今や「ナートゥ!!」と聞けば、踊り出す人も多いのでないだろうか。インド映画『RRR』の快進撃が止まらない。日本での興収も本日(5月16日)、ついに20億円を突破したという。
2023年のGWは『名探偵コナン』の劇場版や『ザ・スーパーマリオブラザーズ・ムービー』などのヒットにより、コロナ禍では考えられなかったほど映画館が潤ったそうだ。各劇場のTwitterを見ると「コナンすごい」「お客様の動員が戻ってきた」など、明るい兆しを感じさせる声も目立った。
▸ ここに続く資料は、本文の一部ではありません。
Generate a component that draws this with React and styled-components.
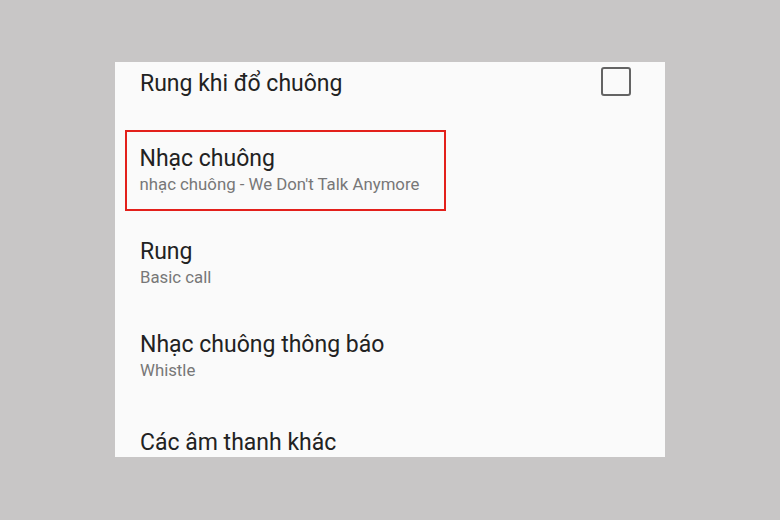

実は『RRR』(監督・脚本:S.S.ラージャマウリ)もその盛り上がりに一役買った作品だ。通常の上映はもちろん、GW期間中はマサラ上映会(インド映画を歓声や拍手でにぎやかに楽しむ鑑賞形態)を含め、各劇場で「満席」の回が相次いだという。
本作が特徴的なのは、複数のスクリーンを備えたシネコンだけではなく、単館系(ミニシアター)でも盛んに上映されたことだ。普段は客入りが厳しい劇場も多いが、『RRR』では満席が続出。コロナ禍で苦しんだミニシアターにとっては嬉しい悲鳴だろう。
「自信はあったが、まさかここまでとは…」
本作を配給した映画配給会社ツインの古田さんはそう語る。
2022年10月21日のロードショー時は210館、9週目には55館と減少したが、23年1月に発表された「第80回ゴールデングローブ賞」にて、劇中のダンスバトル曲「ナートゥ・ナートゥ」がオリジナル歌曲賞を受賞。3月のアカデミー賞でも賞を受けてさらに注目が集まったことで、再び上映館が増えてきた。
古田さんは「社内でも本作の可能性を見込み、ヒットを目指していこうと考えていましたが、ここまで大きな反響になるとは予想外でした。お客さま同士の口コミのおかげだと思います。本当に感謝しかありません」と語る。『RRR』は異例のロングランを続け、再びランキング上位に返り咲いた。
独自企画で挑戦する映画館も
そんな『RRR』は、全国の映画館にとって救世主と言えるかもしれない。
『RRR』の勢いに乗り、独自の上映企画に挑戦する映画館も現れている。「パルシネマしんこうえん」(神戸市)では5月27日に「新開地印度化計画」と題して、インド映画のオールナイト上映を計画。当日はマサラ上映に加えて、事前予約で近隣の飲食店の協力でカレー弁当販売も行うという。
『RRR』のヒットで進む日本印度化計画。近くの映画館で「ナートゥ!」の声が聞こえたら、それはあなたがインド映画や映画館を好きになるキッカケかもしれない。